Becoming a Data Scientist - Part 4: Domain Expertise
Following the few posts that discuss what are the knowledge that someone who is interested to pursue a data science career(overall, mathematics, data & IT management), I shall now discuss more on what are the business knowledge (domain knowledge) that the data scientist should have some knowledge of.
1 — Business Process
These days, every business or organization have processes. It is critical that these processes are always kept to be efficient and effective, especially those that are customer-facing.
It is important that the data scientist understand these processes in general and how they work. Why is this important? Reason is data collection and model implementation are usually added into the business process as a company matures in data science. The data scientist needs to have a good understanding of how these business process works so as to be able to recommend when a certain data element can be captured for better quality and secondly be able to recommend where in the business process, the model should be placed so that the data elements for the model is provided and the model is generating “decisions” at the right stage.
For instance, most of the credit scorecards requires credit bureau data. Thus in the credit applications process, the models have to be placed at a stage where applicant’s data that are needed by the model, especially the applicant’s credit bureau data, are available for the model. The model should also be generating the credit score before the decision stage since it is a critical decision factor (i.e. in deciding whether to grant credit).
Since this involves the implementation of the models, it is critical that the data scientist have a good understanding of business process so as to make credible recommendations for data collection and model implementation.
2 — Strategic Management
Often times, the insights from the data scientist needs to be turned into business strategies. For instance, insights from a marketing campaign response model can be used to determine which customer characteristics are likely to respond to a marketing campaign and from there devise a reasonable campaign that can reach out to these groups of customers.
Thus being able to provide “actionable” insights is critical and essential for a data scientist that wants to provide value to their organization. Having a good understanding of strategic management, helps the data scientist to understand what kinds of insights will be highly valued by the company, what kind of insights is actionable (perhaps given the resources available in the organization), be able to think of the next steps after presenting the actionable insights. Being able to think strategically helps the data scientist to continuously provide value through the provision of insights that can be acted upon. Being able to continuously provide actionable and valuable insight help to build up credibility since one would have a higher tendency to listen to a data scientist that gives useful insights rather than insights that cannot be acted upon (i.e. hot air and feasible actions).
Business and Revenue Model
Business model is how a organization is serving a chosen market, where the competitive advantage is over other similar competitors and the revenue model would state down how the organization continue to extract value/profits from the business model.

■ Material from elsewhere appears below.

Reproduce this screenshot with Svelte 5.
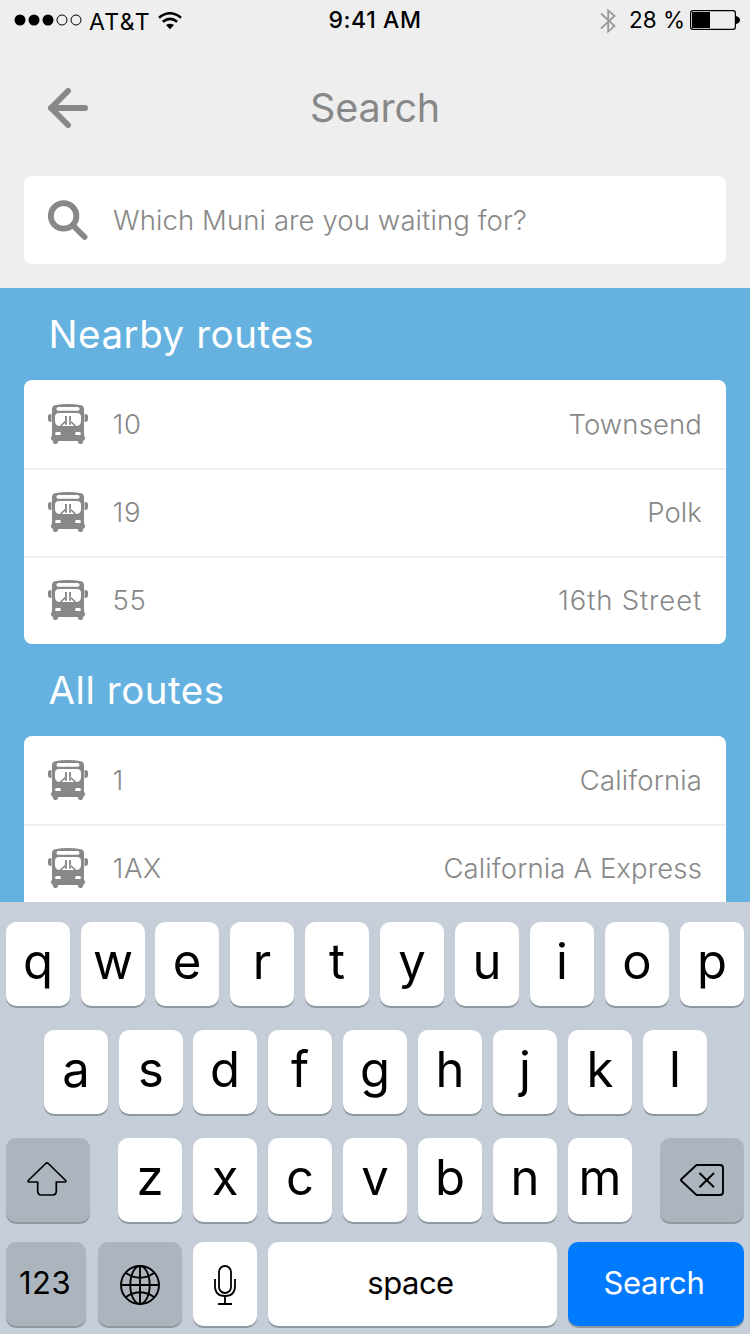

For the data scientist to add value to their organization, it is essential that they know what is the business and revenue model of their organization, both present and future. Having some understanding, allows the data scientist to prioritize which business objectives is important and be able to provide insights that support important business objectives. This ties back with being able to provide relevant insights for strategy formulation and execution so that the organization can continue to operate, serve and extract profit from the chosen market.
With an understanding of strategic management, business model and revenue model, the data scientist can understand the amount of value each project provides thus be able to provide insights that can be acted upon and because the insights are adapted from business and revenue model, it allows the company to continue extracting value from their data, creating a sustainable momentum in pushing for more data science or analytics in organizations.
3 — Change Management
A lot of people who is starting out on data science do not realize that data scientist are change agents as well, because of the insights that we provide, changes are necessary and let’s face it, humans do not like change but change is necessary if the business is to survive in a dynamic environment, more dynamic as we go along.

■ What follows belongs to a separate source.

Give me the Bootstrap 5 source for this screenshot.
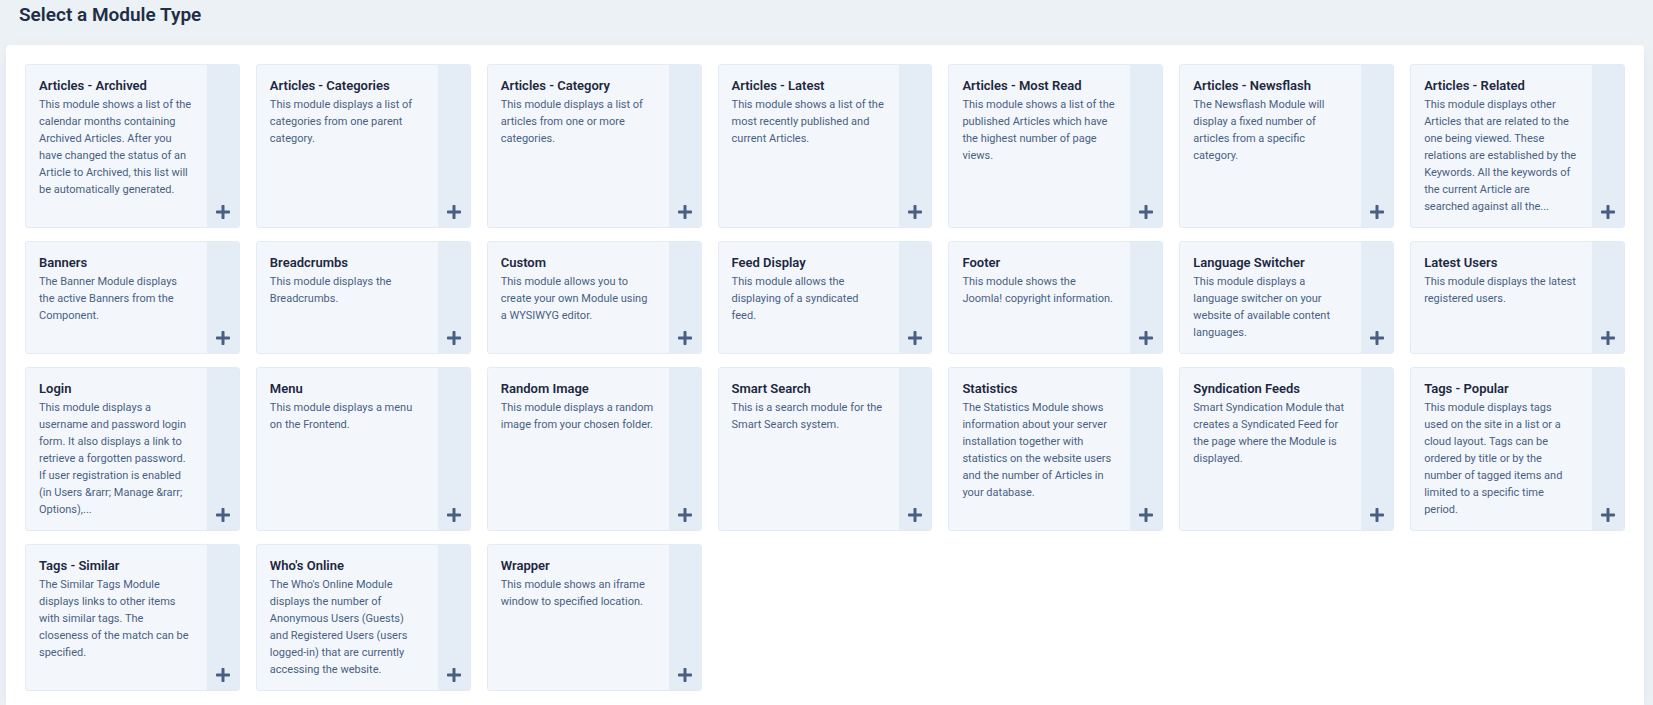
<!DOCTYPE html>
<html lang="en">
<head>
<meta charset="utf-8">
<meta name="viewport" content="width=device-width, initial-scale=1">
<title>Select a Module Type</title>
<link href="https://cdn.jsdelivr.net/npm/bootstrap@5.3.0/dist/css/bootstrap.min.css" rel="stylesheet">
<style>
body { background: #ebf1f5; font-family: Roboto, sans-serif; color: #212d44; }
.page-title { font-size: 19px; line-height: 30px; font-weight: 600; margin: 0 0 15px 13px; }
.page-wrap { padding: 0 9px 0 6px; }
.panel { background: #fff; border-radius: 4px 4px 0 0; padding: 19px 19px 15px; box-shadow: 0 2px 10px -8px rgba(20, 40, 80, .3), 0 4px 20px rgba(20, 40, 80, .03); }
.module-grid { display: grid; grid-template-columns: repeat(auto-fill, minmax(210px, 1fr)); gap: 13px 16px; }
.module { background: #f3f7fc; border: 1px solid #e3ebf5; border-radius: 3px; color: #495f82; overflow: hidden; }
.module:hover { border-color: #495f82; }
.module-text { flex: 1; min-width: 0; padding: 12px 12px 12px 13px; }
.module-text h2 { font-size: 13px; line-height: 17px; font-weight: 600; color: #1d2840; margin: 0 0 2px; }
.module-text p { font-size: 11px; line-height: 17px; margin: 0; }
.module-add { width: 32px; background: #e4ecf6; padding-bottom: 8px; }
</style>
</head>
<body>
<svg class="d-none" xmlns="http://www.w3.org/2000/svg"><symbol id="plus" viewBox="0 0 14 14"><path d="M6.3 0h1.4q.8 0 .8.8v4.7h4.7q.8 0 .8.8v1.4q0 .8-.8.8H8.500v4.700q0 .8-.8.8H6.300q-.8 0-.8-.8V8.500H.8q-.8 0-.8-.8V6.300q0-.8.8-.8h4.700V.8q0-.8.8-.8z" fill="currentColor"/></symbol></svg>
<div class="page-wrap d-flex flex-column min-vh-100">
<h1 class="page-title">Select a Module Type</h1>
<main class="panel flex-grow-1">
<div class="module-grid">
<a href="#" class="module d-flex text-decoration-none"><div class="module-text"><h2>Articles - Archived</h2><p>This module shows a list of the calendar months containing Archived Articles. After you have changed the status of an Article to Archived, this list will be automatically generated.</p></div><span class="module-add d-flex align-items-end justify-content-center"><svg width="14" height="14" aria-hidden="true"><use href="#plus"/></svg></span></a>
<a href="#" class="module d-flex text-decoration-none"><div class="module-text"><h2>Articles - Categories</h2><p>This module displays a list of categories from one parent category.</p></div><span class="module-add d-flex align-items-end justify-content-center"><svg width="14" height="14" aria-hidden="true"><use href="#plus"/></svg></span></a>
<a href="#" class="module d-flex text-decoration-none"><div class="module-text"><h2>Articles - Category</h2><p>This module displays a list of articles from one or more categories.</p></div><span class="module-add d-flex align-items-end justify-content-center"><svg width="14" height="14" aria-hidden="true"><use href="#plus"/></svg></span></a>
<a href="#" class="module d-flex text-decoration-none"><div class="module-text"><h2>Articles - Latest</h2><p>This module shows a list of the most recently published and current Articles.</p></div><span class="module-add d-flex align-items-end justify-content-center"><svg width="14" height="14" aria-hidden="true"><use href="#plus"/></svg></span></a>
<a href="#" class="module d-flex text-decoration-none"><div class="module-text"><h2>Articles - Most Read</h2><p>This module shows a list of the published Articles which have the highest number of page views.</p></div><span class="module-add d-flex align-items-end justify-content-center"><svg width="14" height="14" aria-hidden="true"><use href="#plus"/></svg></span></a>
<a href="#" class="module d-flex text-decoration-none"><div class="module-text"><h2>Articles - Newsflash</h2><p>The Newsflash Module will display a fixed number of articles from a specific category.</p></div><span class="module-add d-flex align-items-end justify-content-center"><svg width="14" height="14" aria-hidden="true"><use href="#plus"/></svg></span></a>
<a href="#" class="module d-flex text-decoration-none"><div class="module-text"><h2>Articles - Related</h2><p>This module displays other Articles that are related to the one being viewed. These relations are established by the Keywords. All the keywords of the current Article are<br>searched against all the...</p></div><span class="module-add d-flex align-items-end justify-content-center"><svg width="14" height="14" aria-hidden="true"><use href="#plus"/></svg></span></a>

<a href="#" class="module d-flex text-decoration-none"><div class="module-text"><h2>Banners</h2><p>The Banner Module displays the active Banners from the Component.</p></div><span class="module-add d-flex align-items-end justify-content-center"><svg width="14" height="14" aria-hidden="true"><use href="#plus"/></svg></span></a>
<a href="#" class="module d-flex text-decoration-none"><div class="module-text"><h2>Breadcrumbs</h2><p>This module displays the Breadcrumbs.</p></div><span class="module-add d-flex align-items-end justify-content-center"><svg width="14" height="14" aria-hidden="true"><use href="#plus"/></svg></span></a>
<a href="#" class="module d-flex text-decoration-none"><div class="module-text"><h2>Custom</h2><p>This module allows you to create your own Module using<br>a WYSIWYG editor.</p></div><span class="module-add d-flex align-items-end justify-content-center"><svg width="14" height="14" aria-hidden="true"><use href="#plus"/></svg></span></a>
<a href="#" class="module d-flex text-decoration-none"><div class="module-text"><h2>Feed Display</h2><p>This module allows the displaying of a syndicated<br>feed.</p></div><span class="module-add d-flex align-items-end justify-content-center"><svg width="14" height="14" aria-hidden="true"><use href="#plus"/></svg></span></a>
<a href="#" class="module d-flex text-decoration-none"><div class="module-text"><h2>Footer</h2><p>This module shows the<br>Joomla! copyright information.</p></div><span class="module-add d-flex align-items-end justify-content-center"><svg width="14" height="14" aria-hidden="true"><use href="#plus"/></svg></span></a>
<a href="#" class="module d-flex text-decoration-none"><div class="module-text"><h2>Language Switcher</h2><p>This module displays a language switcher on your website of available content languages.</p></div><span class="module-add d-flex align-items-end justify-content-center"><svg width="14" height="14" aria-hidden="true"><use href="#plus"/></svg></span></a>
<a href="#" class="module d-flex text-decoration-none"><div class="module-text"><h2>Latest Users</h2><p>This module displays the latest registered users.</p></div><span class="module-add d-flex align-items-end justify-content-center"><svg width="14" height="14" aria-hidden="true"><use href="#plus"/></svg></span></a>

<a href="#" class="module d-flex text-decoration-none"><div class="module-text"><h2>Login</h2><p>This module displays a username and password login form. It also displays a link to retrieve a forgotten password. If user registration is enabled (in Users &amp;rarr; Manage &amp;rarr; Options),...</p></div><span class="module-add d-flex align-items-end justify-content-center"><svg width="14" height="14" aria-hidden="true"><use href="#plus"/></svg></span></a>
<a href="#" class="module d-flex text-decoration-none"><div class="module-text"><h2>Menu</h2><p>This module displays a menu on the Frontend.</p></div><span class="module-add d-flex align-items-end justify-content-center"><svg width="14" height="14" aria-hidden="true"><use href="#plus"/></svg></span></a>
<a href="#" class="module d-flex text-decoration-none"><div class="module-text"><h2>Random Image</h2><p>This module displays a random image from your chosen folder.</p></div><span class="module-add d-flex align-items-end justify-content-center"><svg width="14" height="14" aria-hidden="true"><use href="#plus"/></svg></span></a>
<a href="#" class="module d-flex text-decoration-none"><div class="module-text"><h2>Smart Search</h2><p>This is a search module for the Smart Search system.</p></div><span class="module-add d-flex align-items-end justify-content-center"><svg width="14" height="14" aria-hidden="true"><use href="#plus"/></svg></span></a>
<a href="#" class="module d-flex text-decoration-none"><div class="module-text"><h2>Statistics</h2><p>The Statistics Module shows information about your server installation together with statistics on the website users and the number of Articles in your database.</p></div><span class="module-add d-flex align-items-end justify-content-center"><svg width="14" height="14" aria-hidden="true"><use href="#plus"/></svg></span></a>
<a href="#" class="module d-flex text-decoration-none"><div class="module-text"><h2>Syndication Feeds</h2><p>Smart Syndication Module that creates a Syndicated Feed for the page where the Module is displayed.</p></div><span class="module-add d-flex align-items-end justify-content-center"><svg width="14" height="14" aria-hidden="true"><use href="#plus"/></svg></span></a>
<a href="#" class="module d-flex text-decoration-none"><div class="module-text"><h2>Tags - Popular</h2><p>This module displays tags<br>used on the site in a list or a<br>cloud layout. Tags can be<br>ordered by title or by the<br>number of tagged items and<br>limited to a specific time<br>period.</p></div><span class="module-add d-flex align-items-end justify-content-center"><svg width="14" height="14" aria-hidden="true"><use href="#plus"/></svg></span></a>

<a href="#" class="module d-flex text-decoration-none"><div class="module-text"><h2>Tags - Similar</h2><p>The Similar Tags Module displays links to other items with similar tags. The closeness of the match can be specified.</p></div><span class="module-add d-flex align-items-end justify-content-center"><svg width="14" height="14" aria-hidden="true"><use href="#plus"/></svg></span></a>
<a href="#" class="module d-flex text-decoration-none"><div class="module-text"><h2>Who's Online</h2><p>The Who's Online Module displays the number of Anonymous Users (Guests)<br>and Registered Users (users<br>logged-in) that are currently<br>accessing the website.</p></div><span class="module-add d-flex align-items-end justify-content-center"><svg width="14" height="14" aria-hidden="true"><use href="#plus"/></svg></span></a>
<a href="#" class="module d-flex text-decoration-none"><div class="module-text"><h2>Wrapper</h2><p>This module shows an iframe window to specified location.</p></div><span class="module-add d-flex align-items-end justify-content-center"><svg width="14" height="14" aria-hidden="true"><use href="#plus"/></svg></span></a>
</div>
</main>
</div>
<script src="https://cdn.jsdelivr.net/npm/bootstrap@5.3.0/dist/js/bootstrap.bundle.min.js"></script>
</body>
</html>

Data scientist being change agents, need to understand how to create sustainable change (i.e. does not revert back to old habits) through the process of providing insights. Data scientist cannot just create tremendous amount of information/insights and then just dump it on the organization. Sometimes there needs to be a measured approach to releasing the insights and information so that changes can be made and be effective.

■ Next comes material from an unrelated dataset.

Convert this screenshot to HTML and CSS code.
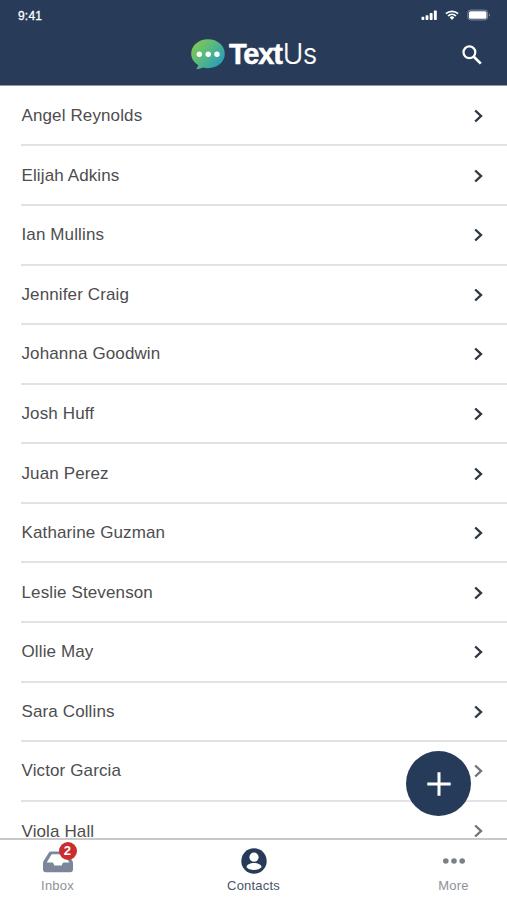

For those that are interested in change management, I find the process designed by John Kotter as one of the best out there. You can read the Wikipedia’s article on Change Management here.
4 — Domain specific
Subsequently, the business knowledge that the data scientist would need to have would be related to the domain that the project/analysis is in. For instance, if the data scientist is working in a risk management department, it will need to understand the specific business definitions, regulations (especially banking, healthcare, pharmaceutical, aviation), accounting policies & international standards (GAAP or IFRS), process etc. This is the part that is more specific to the organization the data scientist is deployed in.
One thing that I noticed in the hiring practices is the huge preference for employees with domain-relevant knowledge. This may severely limit the supply of data science talents the organization have accessed to. Looking at the landscape and labor force, employers would have a better chance of getting more value form data science by looking for those that are mathematically strong, being able to convert business objectives to mathematical models. Based on my observation, this is a much more difficult skill to find or train, as compared to programming and domain knowledge.
Conclusion
With this I conclude, what in my opinion and observations, are the key skills and knowledge that newcomers to data science should know, learn and understand.
As technology changes, the data scientist job will evolve and the knowledge and skills might have to be updated accordingly, so keep learning!!
(Note: This post was written previously for Medium and this is an edited version of it. Updated as well. Original post can be found here.)